Our communicative doings may be likened to a fishpond stocked with both actual and conjectural fish. The new protocol allows the government to vacuum up the entire pond, while preserving a posture quite innocent of trespass, since it means to do nothing with the contents just then. The test comes when a discovery elsewhere calls up an answering glimmer of terror or a terror-link from somewhere in your pond; at which point the already indexed contents may be legally poured out, dissected and analysed, with effects on the owner to be determined.

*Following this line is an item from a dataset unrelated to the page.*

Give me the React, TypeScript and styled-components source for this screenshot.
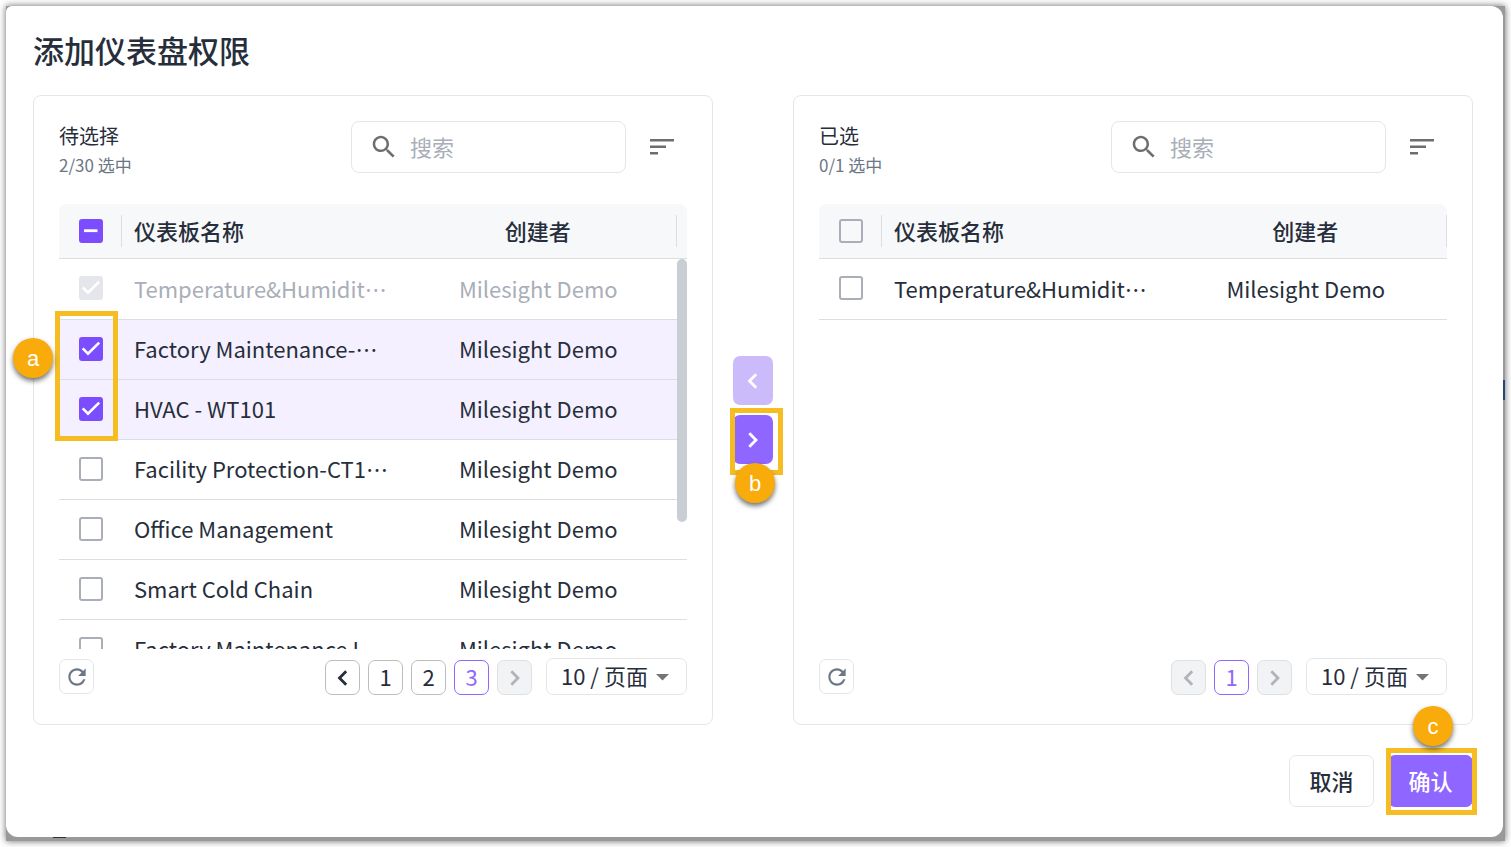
import React, { useEffect, useRef, useState } from 'react';
import styled, { createGlobalStyle } from 'styled-components';

const GlobalStyle = createGlobalStyle`
  *, *::before, *::after { box-sizing: border-box; }
  body {
    margin: 0;
    background: #fff;
    color: #272e3b;
    font-family: 'Noto Sans CJK SC', 'Noto Sans', sans-serif;
    font-size: 22px;
  }
  button, input, select { font: inherit; color: inherit; margin: 0; }
  button { cursor: pointer; padding: 0; }
  button:disabled { cursor: default; }
`;

const Page = styled.div`
  min-height: 100vh;
  padding: 6px;
  display: flex;
  flex-direction: column;
`;

const Backdrop = styled.div`
  flex: 1;
  display: flex;
  flex-direction: column;
  padding: 0 2px 4px 0;
  background:
    linear-gradient(#24467c, #24467c) no-repeat right 374px / 2px 20px,
    linear-gradient(#2c3340, #2c3340) no-repeat 47px calc(100% - 3px) / 13px 1px,
    #999;
  box-shadow: 0 0 7px rgba(0, 0, 0, 0.6);
`;

const Dialog = styled.main`
  flex: 1;
  display: flex;
  flex-direction: column;
  padding: 22px 30px 30px 27px;
  background: #fff;
  border-radius: 6px 12px 12px 12px;
`;

const Title = styled.h1`
  margin: 0 0 24px;
  font-size: 31px;
  line-height: 43px;
  font-weight: 500;
`;

const Transfer = styled.div`
  flex: 1;
  display: flex;
`;

const Panel = styled.section`
  flex: 1;
  min-width: 0;
  display: flex;
  flex-direction: column;
  padding: 25px 25px 29px;
  border: 1px solid #e5e6eb;
  border-radius: 8px;
`;

const PanelHead = styled.header`
  display: flex;
  align-items: flex-start;
  height: 52px;
  margin-bottom: 31px;
`;

const PanelInfo = styled.div`
  flex: 1;
`;

const PanelName = styled.h2`
  margin: 0;
  font-size: 20px;
  line-height: 30px;
  font-weight: 400;
`;

const PanelCount = styled.p`
  margin: 0;
  font-size: 17px;
  line-height: 28px;
  color: #6b7785;
`;

const SearchBox = styled.label`
  display: flex;
  align-items: center;
  gap: 11px;
  width: 275px;
  height: 52px;
  padding: 0 16px 0 17px;
  border: 1px solid #e5e6eb;
  border-radius: 8px;
  color: #6e6e6e;
`;

const SearchInput = styled.input`
  flex: 1;
  min-width: 0;
  border: 0;
  padding: 0 0 2px;
  outline: 0;
  background: none;
  &::placeholder { color: #a9aeb8; opacity: 1; }
`;

const SortButton = styled.button`
  width: 51px;
  height: 52px;
  margin-left: 10px;
  display: grid;
  place-items: center;
  border: 0;
  background: none;
  color: #6e6e6e;
`;

const TableArea = styled.div`
  position: relative;
  height: 445px;
`;

const TableClip = styled.div`
  height: 100%;
  overflow: hidden;
`;

const Table = styled.table`
  width: 100%;
  table-layout: fixed;
  border-collapse: separate;
  border-spacing: 0;
`;

const HeadCell = styled.th`
  height: 55px;
  padding: 0;
  background: #f7f8fa;
  border-bottom: 1px solid #dcdee0;
  font-weight: 500;
  &:first-child { border-top-left-radius: 8px; }
  &:last-child { border-top-right-radius: 8px; }
`;

const HeadInner = styled.div<{ $divider?: boolean; $center?: boolean }>`
  display: flex;
  align-items: center;
  justify-content: ${p => (p.$center ? 'center' : 'flex-start')};
  height: 32px;
  padding: 0 0 2px ${p => (p.$center ? 0 : 12)}px;
  border-right: ${p => (p.$divider ? '1px solid #dcdee0' : '0')};
`;

const CheckHead = styled(HeadInner)`
  padding: 0 0 0 20px;
`;

const Cell = styled.td<{ $center?: boolean }>`
  height: 60px;
  padding: 0 0 4px ${p => (p.$center ? 0 : 12)}px;
  border-bottom: 1px solid #dcdee0;
  text-align: ${p => (p.$center ? 'center' : 'left')};
  white-space: nowrap;
`;

const CheckCell = styled(Cell)`
  padding: 0 0 2px 20px;
`;

const Row = styled.tr<{ $selected?: boolean; $disabled?: boolean }>`
  color: ${p => (p.$disabled ? '#a9aeb8' : '#272e3b')};
  background: ${p => (p.$selected ? '#f4f0ff' : '#fff')};
  &:first-child > td { height: 61px; padding-bottom: 2px; }
`;

const ScrollThumb = styled.div`
  position: absolute;
  top: 55px;
  right: 0;
  width: 10px;
  height: 263px;
  border-radius: 5px;
  background: #c9cdd4;
`;

const CheckWrap = styled.span`
  display: grid;
  width: 24px;
  height: 24px;
  > * { grid-area: 1 / 1; }
  > svg { pointer-events: none; }
`;

const CheckInput = styled.input`
  appearance: none;
  width: 24px;
  height: 24px;
  border: 2px solid #a9aeb8;
  border-radius: 3px;
  background: transparent;
  &:checked, &:indeterminate { border-color: #7b4dff; background: #7b4dff; }
  &:disabled { border-color: #e5e6eb; background: #e5e6eb; }
`;

const PanelFoot = styled.footer`
  display: flex;
  align-items: center;
  margin-top: 9px;
  height: 37px;
`;

const SquareButton = styled.button<{ $active?: boolean }>`
  width: 35px;
  height: 35px;
  display: grid;
  place-items: center;
  line-height: 31px;
  padding-bottom: 2px;
  border: 1px solid ${p => (p.$active ? '#8f66ff' : '#bdbdbd')};
  border-radius: 7px;
  background: #fff;
  color: ${p => (p.$active ? '#8f66ff' : '#272e3b')};
  > svg { margin-top: 2px; }
  &:disabled { background: #f2f3f5; border-color: #dfe0e3; color: #b1b3b8; }
`;

const RefreshButton = styled(SquareButton)`
  margin-right: auto;
  border-color: #e5e6eb;
  color: #6b7785;
`;

const Pager = styled.nav`
  display: flex;
  gap: 8px;
  align-self: flex-end;
`;

const SizeBox = styled.div`
  display: grid;
  align-items: center;
  width: 141px;
  height: 37px;
  margin-left: 14px;
  > * { grid-area: 1 / 1; }
  > svg { justify-self: end; margin-right: 17px; pointer-events: none; }
`;

const SizeSelect = styled.select`
  appearance: none;
  width: 100%;
  height: 100%;
  padding: 0 0 3px 14px;
  border: 1px solid #e5e6eb;
  border-radius: 7px;
  background: #fff;
`;

const MoveColumn = styled.div`
  display: flex;
  flex-direction: column;
  justify-content: center;
  gap: 10px;
  padding: 0 20px;
`;

const Anchor = styled.div`
  position: relative;
`;

const MoveButton = styled.button`
  display: grid;
  place-items: center;
  width: 40px;
  height: 49px;
  border: 0;
  border-radius: 7px;
  background: #8f66ff;
  color: #fff;
  &:disabled { background: #cbbbfb; }
`;

const Actions = styled.div`
  display: flex;
  justify-content: flex-end;
  gap: 14px;
  margin-top: 30px;
`;

const ActionButton = styled.button<{ $primary?: boolean }>`
  width: 85px;
  height: 52px;
  padding-bottom: 2px;
  border: 1px solid ${p => (p.$primary ? '#8f66ff' : '#e5e6eb')};
  border-radius: 7px;
  background: ${p => (p.$primary ? '#8f66ff' : '#fff')};
  color: ${p => (p.$primary ? '#fff' : '#272e3b')};
  font-weight: 500;
`;

const Highlight = styled.div<{ $x: number; $y: number; $w: number; $h: number }>`
  position: absolute;
  left: ${p => p.$x}px;
  top: ${p => p.$y}px;
  width: ${p => p.$w}px;
  height: ${p => p.$h}px;
  border: 5px solid #f5bd22;
  pointer-events: none;
`;

const Badge = styled.div<{ $x: number; $y: number }>`
  position: absolute;
  left: ${p => p.$x}px;
  top: ${p => p.$y}px;
  width: 40px;
  height: 40px;
  border-radius: 50%;
  background: #f8ab0a;
  box-shadow: 0 3px 5px rgba(0, 0, 0, 0.55);
  color: #fff;
  font-family: 'Liberation Sans', Arial, sans-serif;
  font-size: 22px;
  line-height: 41px;
  text-align: center;
`;

function SearchIcon() {
  return (
    <svg width="30" height="30" viewBox="0 0 24 24" fill="currentColor" aria-hidden="true">
      <path d="M15.5 14h-.79l-.28-.27C15.41 12.59 16 11.11 16 9.5 16 5.91 13.09 3 9.5 3S3 5.91 3 9.5 5.91 16 9.5 16c1.61 0 3.09-.59 4.23-1.57l.27.28v.79l5 4.99L20.49 19l-4.99-5zm-6 0C7.01 14 5 11.99 5 9.5S7.01 5 9.5 5 14 7.01 14 9.5 11.99 14 9.5 14z" />
    </svg>
  );
}

function SortIcon() {
  return (
    <svg width="24" height="18" viewBox="0 0 24 18" fill="currentColor" aria-hidden="true">
      <path d="M0 1h24v2.6H0zM0 7.5h16v2.6H0zM0 14h8v2.6H0z" />
    </svg>
  );
}

function RefreshIcon() {
  return (
    <svg width="26" height="26" viewBox="0 0 24 24" fill="currentColor" aria-hidden="true">
      <path d="M17.65 6.35C16.2 4.9 14.21 4 12 4c-4.42 0-7.99 3.58-7.99 8s3.57 8 7.99 8c3.73 0 6.84-2.55 7.73-6h-2.08c-.82 2.33-3.04 4-5.65 4-3.31 0-6-2.69-6-6s2.69-6 6-6c1.66 0 3.14.69 4.22 1.78L13 11h7V4l-2.35 2.35z" />
    </svg>
  );
}

function Chevron({ dir }: { dir: 'left' | 'right' }) {
  return (
    <svg width="16" height="18" viewBox="0 0 16 18" fill="none" stroke="currentColor" strokeWidth="2.8" aria-hidden="true">
      <path d={dir === 'left' ? 'M11.2 2.2 4.5 9l6.7 6.8' : 'M4.3 2.2 11 9l-6.7 6.8'} />
    </svg>
  );
}

function Check(props: { label: string; checked?: boolean; partial?: boolean; disabled?: boolean }) {
  const [on, setOn] = useState(!!props.checked);
  const [partial, setPartial] = useState(!!props.partial);
  const ref = useRef<HTMLInputElement>(null);
  useEffect(() => {
    if (ref.current) ref.current.indeterminate = partial;
  }, [partial]);
  return (
    <CheckWrap>
      <CheckInput
        ref={ref}
        type="checkbox"
        aria-label={props.label}
        checked={on}
        disabled={props.disabled}
        onChange={e => {
          setPartial(false);
          setOn(e.target.checked);
        }}
      />
      {(on || partial) && (
        <svg width="24" height="24" viewBox="0 0 24 24" fill="none" stroke="#fff" aria-hidden="true">
          {partial ? <path d="M5 11.7h13.5" strokeWidth="2.8" /> : <path d="M3.7 11.3 9 16.6 20.2 5.6" strokeWidth="2.6" />}
        </svg>
      )}
    </CheckWrap>
  );
}

interface Item {
  name: string;
  checked?: boolean;
  disabled?: boolean;
}

interface PanelProps {
  title: string;
  count: string;
  items: Item[];
  pages: number[];
  current: number;
  partial?: boolean;
  scroll?: boolean;
  children?: React.ReactNode;
}

function ListPanel({ title, count, items, pages, current, partial, scroll, children }: PanelProps) {
  return (
    <Panel>
      <PanelHead>
        <PanelInfo>
          <PanelName>{title}</PanelName>
          <PanelCount>{count}</PanelCount>
        </PanelInfo>
        <SearchBox>
          <SearchIcon />
          <SearchInput type="text" placeholder="搜索" aria-label={`搜索${title}`} />
        </SearchBox>
        <SortButton type="button" aria-label="排序"><SortIcon /></SortButton>
      </PanelHead>
      <TableArea>
        <TableClip>
          <Table>
            <colgroup>
              <col width="63" />
              <col />
              <col />
              {scroll && <col width="10" />}
            </colgroup>
            <thead>
              <tr>
                <HeadCell><CheckHead $divider><Check label="全选" partial={partial} /></CheckHead></HeadCell>
                <HeadCell><HeadInner>仪表板名称</HeadInner></HeadCell>
                <HeadCell><HeadInner $center $divider>创建者</HeadInner></HeadCell>
                {scroll && <HeadCell />}
              </tr>
            </thead>
            <tbody>
              {items.map(item => (
                <Row key={item.name} $selected={item.checked && !item.disabled} $disabled={item.disabled}>
                  <CheckCell><Check label={item.name} checked={item.checked} disabled={item.disabled} /></CheckCell>
                  <Cell>{item.name}</Cell>
                  <Cell $center>Milesight Demo</Cell>
                  {scroll && <Cell />}
                </Row>
              ))}
            </tbody>
          </Table>
        </TableClip>
        {scroll && <ScrollThumb />}
        {children}
      </TableArea>
      <PanelFoot>
        <RefreshButton type="button" aria-label="刷新"><RefreshIcon /></RefreshButton>
        <Pager aria-label="分页">
          <SquareButton type="button" aria-label="上一页" disabled={current === 1}><Chevron dir="left" /></SquareButton>
          {pages.map(n => (
            <SquareButton type="button" key={n} $active={n === current}>{n}</SquareButton>
          ))}
          <SquareButton type="button" aria-label="下一页" disabled={current === pages.length}><Chevron dir="right" /></SquareButton>
        </Pager>
        <SizeBox>
          <SizeSelect aria-label="每页条数" defaultValue="10">
            <option value="10">10 / 页面</option>
          </SizeSelect>
          <svg width="14" height="8" viewBox="0 0 14 8" fill="#757575" aria-hidden="true"><path d="M0 1h13L6.5 7.5z" /></svg>
        </SizeBox>
      </PanelFoot>
    </Panel>
  );
}

const available: Item[] = [
  { name: 'Temperature&Humidit…', checked: true, disabled: true },
  { name: 'Factory Maintenance-…', checked: true },
  { name: 'HVAC - WT101', checked: true },
  { name: 'Facility Protection-CT1…' },
  { name: 'Office Management' },
  { name: 'Smart Cold Chain' },
  { name: 'Factory Maintenance I…' },
];

const chosen: Item[] = [{ name: 'Temperature&Humidit…' }];

export default function App() {
  return (
    <Page lang="zh-CN">
      <GlobalStyle />
      <Backdrop>
        <Dialog>
          <Title>添加仪表盘权限</Title>
          <Transfer>
            <ListPanel title="待选择" count="2/30 选中" items={available} pages={[1, 2, 3]} current={3} partial scroll>
              <Highlight $x={-4} $y={107} $w={63} $h={130} />
              <Badge $x={-46} $y={134}>a</Badge>
            </ListPanel>
            <MoveColumn>
              <MoveButton type="button" aria-label="移回" disabled><Chevron dir="left" /></MoveButton>
              <Anchor>
                <MoveButton type="button" aria-label="移入"><Chevron dir="right" /></MoveButton>
                <Highlight $x={-3} $y={-7} $w={53} $h={67} />
                <Badge $x={2} $y={48}>b</Badge>
              </Anchor>
            </MoveColumn>
            <ListPanel title="已选" count="0/1 选中" items={chosen} pages={[1]} current={1} />
          </Transfer>
          <Actions>
            <ActionButton type="button">取消</ActionButton>
            <Anchor>
              <ActionButton type="button" $primary>确认</ActionButton>
              <Highlight $x={-2} $y={-7} $w={91} $h={67} />
              <Badge $x={25} $y={-49}>c</Badge>
            </Anchor>
          </Actions>
        </Dialog>
      </Backdrop>
    </Page>
  );
}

Edward Snowden made these discoveries, among others, while working as an analyst for the CIA, the NSA and the security outfit Booz Allen Hamilton (whose present vice chairman, Mike McConnell, is a former director of the NSA). Imperialism has been defined as doing abroad what you would like to do at home but can’t. Snowden, from the nature of his work, was made to recognise with growing dismay that what American intelligence was doing to terrorist suspects abroad it was also doing to 280 million unsuspecting Americans. The surveillance-industrial complex has brought home the intrusive techniques of a militarised empire, with its thousand bases and special-ops forces garrisoned in scores of countries. It has enlarged itself at home, obedient to the controlling appetite of an organism that believes it must keep growing or die. Of course, the US government cannot do to Americans what it does routinely to non-Americans. The key word in that proposition, however, is government. In fact, the same government can do all it likes with the data on American citizens, so long as it obtains a follow-up warrant from the FISA court. This court is always in session but its proceedings are secret; and qualified observers say it grants well over 99 per cent of the warrants requested. There is therefore no point at which the move by government from data collection to actual spying on citizens can come under genuine oversight or be held accountable.